While it is true that an employer cannot be expected to continue repeating a wrong decision in obeisance to a principle of consistency (751D), in my view the proper course in such cases is to let it be known to employees clearly and in advance that the earlier application of disciplinary measures cannot be expected to be adhered to in the future. Fairness, of course, is a value judgment, to be determined in the circumstances of the particular case, and for that reason there is necessarily room for flexibility, but where two employees have committed the same wrong, and there is nothing else to distinguish them, I can see no reason why they ought not generally to be dealt with in the same way, and I do not understand the decision in that case to suggest the contrary. Without that, employees all inevitably, and in my view justifiably, consider themselves to be aggrieved in consequence of at least a perception of bias”.


Consistency is therefore not a rule unto itself but rather an element of fairness that must be determined in the circumstances of each case. (See also SRV Mills Services (Pty) Ltd v CCMA & Others [2004] 25 ILJ 135 (LC) at 143 B-C.)

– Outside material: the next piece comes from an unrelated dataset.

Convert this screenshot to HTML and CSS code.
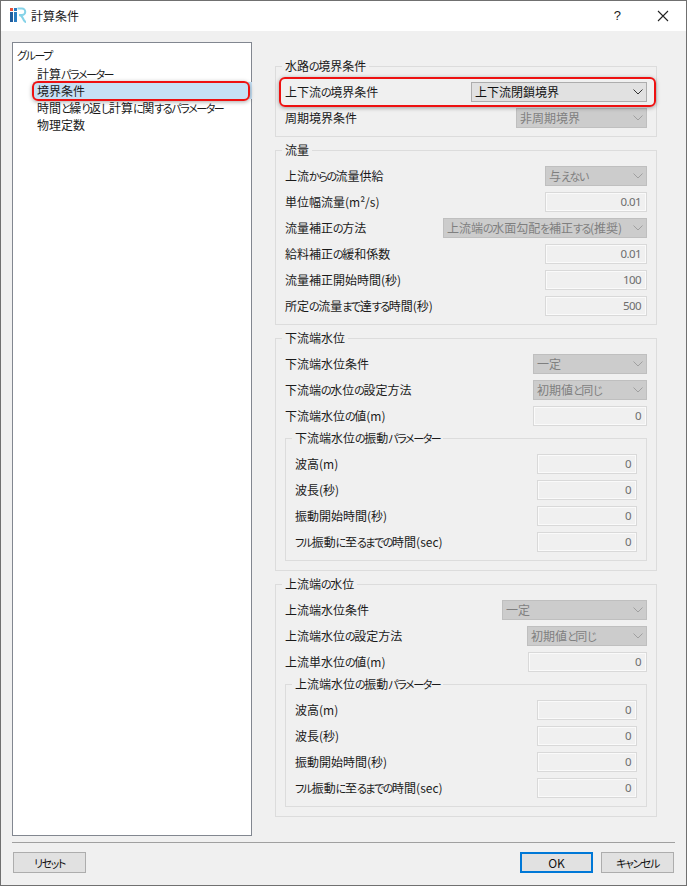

[10] The assessment of the fairness of a dismissal is a moral or value judgment. (See National Union of Metal Workers of SA v Vetsak Co-operative Ltd & Others (1996) 17 ILJ 455 (A); Media Workers Association of South Africa & Others v Press Corporation of south Africa & Others [1992] ZASCA 149; 1992 (4) SA 791 (A) at 798I and 802A and Cape Town City Council v Masitho & Others (supra).) What is unreasonable and unfair would depend on the facts and circumstances of each particular case. A dismissal can be said to be unreasonable “…when you look at the sentence and you say to yourself, this sentence is so excessive (or so lenient) that I cannot in all good conscience allow it to stand; it is open to interference.” (Per Conradie AJ in the Country Fair Foods case at 1716C-D. The use of the word “sentence” is unfortunate as the purpose of imposing a sanction is not to punish an employee.) In Toyota SA Motors (Pty) Ltd v Radebe & Others (supra) at 355A-E Nicholson JA also suggested that the basis for interference with a sanction was a “yawning chasm between the sanction which the court would have imposed and the sanction imposed by the commissioner. In SACCAWU obo Johnson / Clover SA (Pty) Ltd, [2000] 4 BALR 397 (CCMA) at 403Grogan C noted that “a commissioner acting as arbitrator must ask himself or herself whether there is such an alarming disparity between the penalty that was imposed by the employer and that which the commissioner would have been inclined to impose as to justify interference”.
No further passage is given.